Hymns are poetry, and every poem is an expression of the writer’s sentiment. The word sentiment means more than just a feeling. This word implies feeling, realization, understanding, and appreciation. The more we consider our sentiment, the more we will have the burden to write poetry. The kind of sentiment expressed in a particular hymn is a measure of that writer’s enjoyment of Christ; it indicates the “size” of the Christ experienced and enjoyed by that writer. Thus, Wesley wrote his hymn on the incarnation of Christ according to his sentiment, and Darby wrote his hymn on the exaltation of Christ according to his sentiment. Both hymns were written according to the measure of the Christ enjoyed by the writers.

At this point I would like to say a word concerning Hymns, #132, a hymn on the exaltation of Christ written by me according to my sentiment:

  1. Lo! in heaven Jesus sitting,
        Christ the Lord is there enthroned;
    As the man by God exalted,
        With God’s glory He is crowned.

  2. He hath put on human nature,
        Died according to God’s plan,
    Resurrected with a body,
        And ascended as a man.

  3. God in Him on earth was humbled,
        God with man was domiciled;
    Man in Him in heav’n exalted,
        Man with God is reconciled.

  4. He as God with man is mingled,
        God in man is testified;
    He as man with God is blended,
        Man in God is glorified.

  5. From the Glorified in heaven
        The inclusive Spirit came;
    All of Jesus’ work and Person
        Doth this Spirit here proclaim.

  6. With the Glorified in heaven
        Is the Church identified;
    By the Spirit of this Jesus
        Are His members edified.

  7. Lo! a man is now in heaven
        As the Lord of all enthroned;
    This is Jesus Christ our Savior,
        With God’s glory ever crowned!

If we consider what this hymn says regarding Christ’s being God mingled with man, His putting on human nature, His dying according to God’s plan, His resurrecting with a body, His ascending as a man, His sitting in the heavens, and His being crowned with God’s glory, we will realize that this hymn is full of truth and enlightenment. This hymn is an expression of my holy, heavenly, and spiritual sentiment; it is an expression of the Christ whom I know and whom I have gained, experienced, and enjoyed.

We have seen that the intrinsic significance of the allotment of the good land is that we, the possessors of the land, experience the one Christ in different ways. Let us now consider the details concerning the allotment of the land described in chapters thirteen through seventeen.

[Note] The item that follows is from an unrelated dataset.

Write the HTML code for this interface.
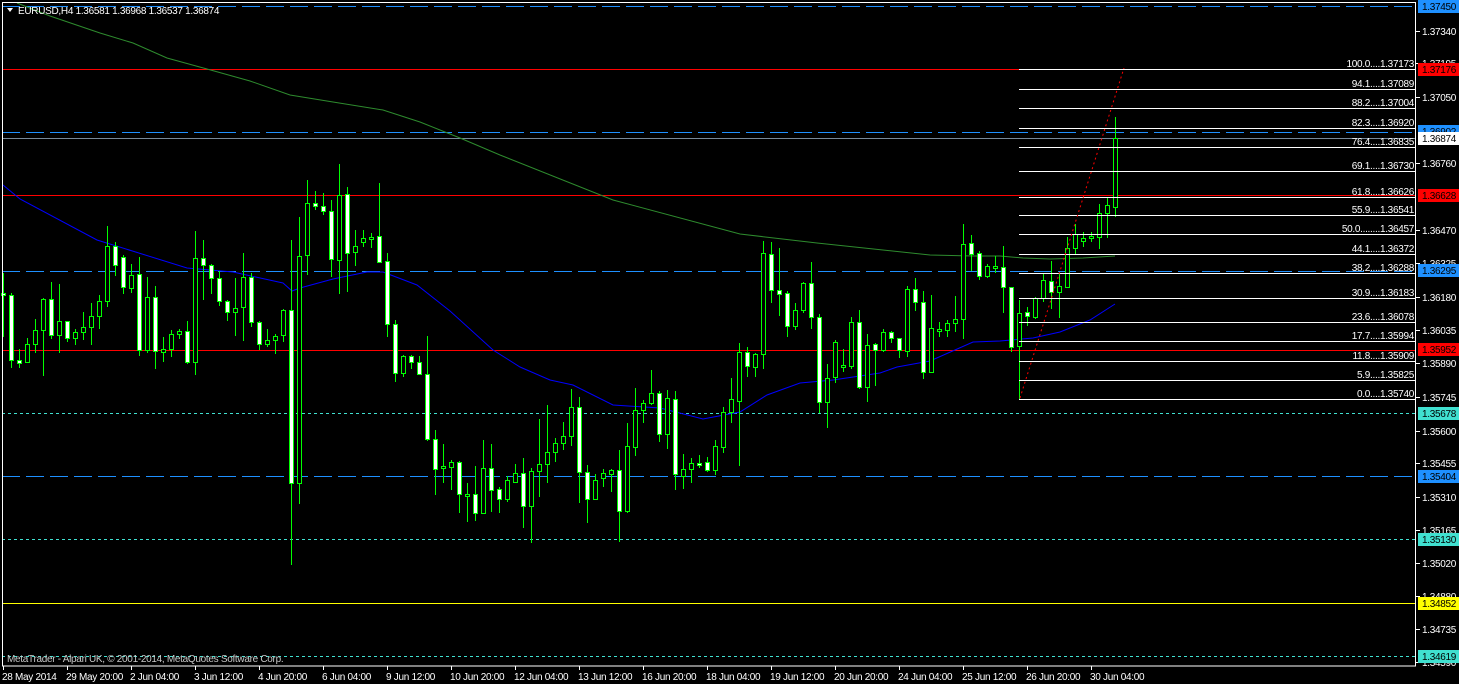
<!DOCTYPE html>
<html><head><meta charset="utf-8"><style>
html,body{margin:0;padding:0;background:#000;width:1459px;height:684px;overflow:hidden}
svg{display:block}
text{font-family:"Liberation Sans",sans-serif;font-size:10px;letter-spacing:-0.3px}
</style></head><body>
<svg id="s" width="1459" height="684" viewBox="0 0 1459 684" xmlns="http://www.w3.org/2000/svg">
<rect width="1459" height="684" fill="#000"/>
<g id="lines">
<line x1="2" y1="6.5" x2="1416" y2="6.5" stroke="#1e90ff" stroke-dasharray="18 6"/>
<line x1="2" y1="69.5" x2="1416" y2="69.5" stroke="#ff0000"/>
<line x1="2" y1="132.5" x2="1416" y2="132.5" stroke="#1e90ff" stroke-dasharray="18 6"/>
<line x1="2" y1="138.5" x2="1416" y2="138.5" stroke="#778899"/>
<line x1="2" y1="195.5" x2="1416" y2="195.5" stroke="#ff0000"/>
<line x1="2" y1="271.5" x2="1416" y2="271.5" stroke="#1e90ff" stroke-dasharray="18 6"/>
<line x1="2" y1="350.5" x2="1416" y2="350.5" stroke="#ff0000"/>
<line x1="2" y1="413.5" x2="1416" y2="413.5" stroke="#40e0d0" stroke-dasharray="3 3"/>
<line x1="2" y1="476.5" x2="1416" y2="476.5" stroke="#1e90ff" stroke-dasharray="18 6"/>
<line x1="2" y1="539.5" x2="1416" y2="539.5" stroke="#40e0d0" stroke-dasharray="3 3"/>
<line x1="2" y1="603.5" x2="1416" y2="603.5" stroke="#ffff00"/>
<line x1="2" y1="656.5" x2="1416" y2="656.5" stroke="#40e0d0" stroke-dasharray="3 3"/>
</g>
<polyline fill="none" stroke="#2e8b2e" stroke-width="1" points="17,3 50,16 100,33 133,43 167,58 207,69 250,81 290,95 333,102 383,110 420,122 460,138 500,155 613,200 740,234 817,243 930,255 973,256 1000,256 1023,258 1050,259 1083,258 1115,256"/>
<polyline fill="none" stroke="#0000ff" stroke-width="1" points="3,185 20,199 97,240 187,268 233,272 283,283 292,291 300,288 333,279 367,272 383,272 417,285 450,311 493,350 520,367 550,380 573,385 613,405 660,408 703,419 740,412 767,395 800,383 833,380 880,373 897,367 930,361 973,342 1000,341 1033,338 1060,332 1090,320 1115,304"/>
<g id="candles"></g>
<g id="fib" stroke="#fff" fill="#fff"></g>
<line x1="1020" y1="398" x2="1124" y2="68" stroke="#ff0000" stroke-dasharray="2 3"/>
<rect x="2.5" y="2.5" width="1413" height="663.5" fill="none" stroke="#fff"/>
<polygon points="7,8 13,8 10,12" fill="#fff"/>
<text x="18" y="14" fill="#fff">EURUSD,H4  1.36581 1.36968 1.36537 1.36874</text>
<text x="7" y="662" fill="#c8c8c8">MetaTrader - Alpari UK, © 2001-2014, MetaQuotes Software Corp.</text>
<g id="axis" fill="#fff"></g>
<g fill="#fff">
<text x="2" y="680">28 May 2014</text>
<text x="66" y="680">29 May 20:00</text>
<text x="130" y="680">2 Jun 04:00</text>
<text x="194" y="680">3 Jun 12:00</text>
<text x="258" y="680">4 Jun 20:00</text>
<text x="322" y="680">6 Jun 04:00</text>
<text x="386" y="680">9 Jun 12:00</text>
<text x="450" y="680">10 Jun 20:00</text>
<text x="514" y="680">12 Jun 04:00</text>
<text x="578" y="680">13 Jun 12:00</text>
<text x="642" y="680">16 Jun 20:00</text>
<text x="706" y="680">18 Jun 04:00</text>
<text x="770" y="680">19 Jun 12:00</text>
<text x="834" y="680">20 Jun 20:00</text>
<text x="898" y="680">24 Jun 04:00</text>
<text x="962" y="680">25 Jun 12:00</text>
<text x="1026" y="680">26 Jun 20:00</text>
<text x="1090" y="680">30 Jun 04:00</text>
</g>
</svg>
<script>
var NS="http://www.w3.org/2000/svg";
function el(p,t,a){var e=document.createElementNS(NS,t);for(var k in a)e.setAttribute(k,a[k]);p.appendChild(e);return e;}
var seg2=[["W",400,405,340,530],["W",406,601,400,623],["W",601,610,567,623],["H",553,607,535,610],["H",511,553,477,578],["H",418,511,414,647],["W",418,526,366,536],["H",484,526,372,578],["W",484,535,484,545],["H",517,535,507,554],["H",502,517,457,540],["H",469,502,430,554],["H",424,469,405,507],["H",259,424,198,440],["W",259,316,246,347],["W",292,382,286,401],["H",346,385,312,398],["W",343,571,291,587],["H",412,571,351,578],["W",412,574,378,626],["H",568,577,531,605],["H",523,568,510,590],["H",514,523,507,536],["W",514,607,483,611],["H",295,607,213,644],["W",295,316,240,419],["W",316,355,313,401],["W",355,424,334,437],["W",424,457,420,482],["H",445,457,354,527],["H",352,442,279,542],["W",352,487,340,500],["W",487,553,483,569],["H",541,553,507,560],["H",529,541,521,581],["H",451,526,447,545],["W",451,970,240,1214],["H",289,970,171,1031],["H",130,286,60,344],["W",130,139,94,151],["W",139,154,99,164],["W",154,298,120,350],["H",106,301,12,401],["W",103,280,81,395],["H",259,277,210,317],["H",235,247,210,262],["H",232,238,219,263],["W",229,307,69,307],["W",304,493,279,530],["W",493,640,480,665],["H",589,640,586,650],["W",589,607,586,628],["W",607,643,589,643],["W",643,838,528,844],["W",838,928,811,1004],["H",918,922,853,970]];
var seg3=[["H",787,800,780,870],["W",787,883,783,940],["H",882,885,850,965],["W",883,940,798,962],["H",805,940,720,943],["W",805,870,732,935],["W",868,898,860,940],["H",840,898,828,905],["H",820,845,793,850],["W",820,918,773,983],["H",813,918,803,1030],["H",793,813,657,890],["H",757,793,615,850],["H",730,757,715,785],["H",708,730,667,750],["H",622,708,568,737],["W",622,817,591,910],["W",817,898,795,970],["H",840,898,822,900],["H",820,835,807,860],["H",810,823,808,875],["W",810,933,750,1025],["H",738,933,668,940],["H",630,740,565,767],["H",608,630,600,668],["H",580,610,510,615],["W",580,703,573,725],["H",595,703,570,748],["W",598,823,573,870],["H",808,827,762,868],["H",790,808,773,848],["W",788,793,765,803],["W",787,810,772,815],["H",738,810,720,825],["H",637,742,622,760],["H",598,637,533,668],["H",457,602,430,797],["W",457,498,440,532],["H",463,500,460,530],["H",160,463,123,508],["W",163,270,125,310],["W",270,283,143,347],["W",280,378,272,412],["H",330,377,308,390],["H",250,330,245,340],["W",250,350,185,388],["W",350,607,342,640],["H",535,607,492,683],["H",425,532,420,548],["H",495,502,447,515],["H",367,497,352,508],["W",367,560,330,568],["H",435,560,402,605],["W",433,450,428,557],["H",397,450,387,457],["W",395,415,392,428],["W",415,450,413,475],["H",268,452,258,472],["W",268,307,234,332],["W",305,517,273,538],["H",385,517,285,518],["H",388,390,366,410],["H",370,390,360,412],["H",358,370,288,395],["H",132,358,72,418],["W",130,163,105,213],["W",160,228,153,240],["H",199,229,193,235],["H",198,201,167,220]];
var seg1=[["W",800,862,738,938],["W",862,1040,862,1055],["H",940,1037,900,1197],["W",937,947,922,977],["H",895,950,890,958],["H",841,895,822,907],["W",843,875,783,928],["H",858,875,815,953],["H",745,860,712,865],["H",703,743,672,762],["H",715,723,695,740],["H",708,715,697,727],["H",640,710,613,748],["H",615,638,590,713],["H",415,620,352,650]];
var C=[];
seg2.forEach(function(c){C.push([c[0],c[1]/3+160,c[2]/3+160,c[3]/3+160,c[4]/3+160]);});
seg3.forEach(function(c){C.push([c[0],c[1]/3+200,c[2]/3+200,c[3]/3+200,c[4]/3+200]);});
seg1.forEach(function(c){C.push([c[0],c[1]/3,c[2]/3,c[3]/3,c[4]/3]);});
var g=document.getElementById("candles");
C.forEach(function(c,k){
 var cx=3+8*k;var t=Math.round(c[1]),b=Math.round(c[2]),h=Math.round(c[3]),l=Math.round(c[4]);
 el(g,"rect",{x:cx,y:h,width:1,height:Math.max(1,l-h),fill:"#00ff00"});
 var bh=Math.max(2,b-t);
 el(g,"rect",{x:cx-2,y:t,width:5,height:bh+1,fill:"#00ff00"});
 if(bh>1) el(g,"rect",{x:cx-1,y:t+1,width:3,height:bh-1,fill:c[0]=="W"?"#ffffff":"#000000"});
});
var fib=[["100.0....1.37173",69],["94.1....1.37089",89],["88.2....1.37004",108],["82.3....1.36920",128],["76.4....1.36835",147],["69.1....1.36730",171],["61.8....1.36626",197],["55.9....1.36541",215],["50.0........1.36457",234],["44.1....1.36372",254],["38.2....1.36288",273],["30.9....1.36183",298],["23.6....1.36078",322],["17.7....1.35994",341],["11.8....1.35909",361],["5.9....1.35825",380],["0.0....1.35740",399]];
var fg=document.getElementById("fib");
fib.forEach(function(f){
 el(fg,"rect",{x:1019,y:f[1],width:396,height:1,stroke:"none"});
 var t=el(fg,"text",{x:1414,y:f[1]-2,"text-anchor":"end",stroke:"none"});t.textContent=f[0];
});
var ax=document.getElementById("axis");
var ticks=[["1.37340",31],["1.37195",63],["1.37050",97],["1.36760",163],["1.36470",230],["1.36325",263],["1.36180",297],["1.36035",330],["1.35890",363],["1.35745",397],["1.35600",431],["1.35455",463],["1.35310",497],["1.35165",530],["1.35020",563],["1.34880",596],["1.34735",629],["1.34590",662]];
ticks.forEach(function(t){
 el(ax,"rect",{x:1416,y:t[1],width:4,height:1,fill:"#fff"});
 var e=el(ax,"text",{x:1422,y:t[1]+4,fill:"#fff"});e.textContent=t[0];
});
var labs=[["1.37450",6,"#1e90ff"],["1.37176",69,"#ff0000"],["1.36902",131,"#1e90ff"],["1.36874",138,"#ffffff"],["1.36628",195,"#ff0000"],["1.36295",270,"#1e90ff"],["1.35952",349,"#ff0000"],["1.35678",413,"#40e0d0"],["1.35404",476,"#1e90ff"],["1.35130",539,"#40e0d0"],["1.34852",603,"#ffff00"],["1.34619",656,"#40e0d0"]];
labs.forEach(function(l){
 el(ax,"rect",{x:1418,y:l[1]-6,width:41,height:13,fill:l[2]});
 var e=el(ax,"text",{x:1422,y:l[1]+4,fill:"#000"});e.textContent=l[0];
});
for(var i=0;i<18;i++){el(ax,"rect",{x:3+64*i,y:666,width:1,height:4,fill:"#fff"});}
</script>
</body></html>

Joshua 13:1-7 speaks of the land that remained to be possessed. When Joshua was old, Jehovah said to him, “You are old and advanced in age, and very much of the land remains to be possessed” (v. 1).

A. The Regions of the Land
That Remained to Be Possessed

The regions of the land that remained to be possessed included that of the Philistines, the Geshurites, the Canaanites, and the Gebalites and all of Lebanon (vv. 2-6a).

B. Jehovah’s Promise

In verse 6b we have Jehovah’s promise that He would drive out all the inhabitants of the remaining land before the children of Israel.

C. Joshua Being Charged to Allot
the Remaining Land West of the Jordan

Jehovah charged Joshua to allot the remaining land to Israel as an inheritance as He had commanded him. Jehovah told Joshua to divide this land as an inheritance to the nine tribes and the half-tribe of Manasseh (vv. 6c-7; 14:1-2).


The land east of the Jordan had been allotted to the two and a half tribes by Moses (13:8-13, 15-32; 14:3a).


No land was allotted to the tribe of Levi because the offerings of Jehovah, the God of Israel, were their inheritance (13:14). Verse 33 goes on to say that the God of Israel would be the inheritance of the tribe of Levi. Thus, the children of Israel divided the land as Jehovah had commanded Moses. They gave no portion to the Levites in the land, but only cities to dwell in with their pasture lands for cattle and their substance (14:4-5).


Joshua 14:6—15:63 describes the land allotted to the tribe of Judah.

A. The Claim of Caleb

The first matter covered here was the claim of Caleb (14:6-15; 15:13-19). Caleb claimed Hebron with the hill country (14:10-15). His claim was according to the oath of Moses and the promise of Jehovah (14:6-9a; Num. 14:24; 32:12; Deut. 1:36). This land was promised to Caleb because he had fully followed Jehovah his God (Josh. 14:9b). Caleb took possession of the land promised to him by Moses and Jehovah (15:13-15), and then Caleb’s son-in-law gained the springs in the region of the land (vv. 16-19).

B. The Extreme Southern Part
of the Good Land

The lot for the tribe of the children of Judah extended to the border of Edom, to the wilderness of Zin at the south, the extreme southern part of the good land (15:1).

C. One Hundred Twelve Cities
with Their Towns and Villages

The land allotted to the tribe of Judah included one hundred twelve cities with their towns and villages (vv. 21-62).

D. The Children of Judah
Being Unable to Dispossess the Jebusites

The children of Judah were unable to dispossess the Jebusites, the inhabitants of Jerusalem, who dwelt with the children of Judah in Jerusalem (v. 63).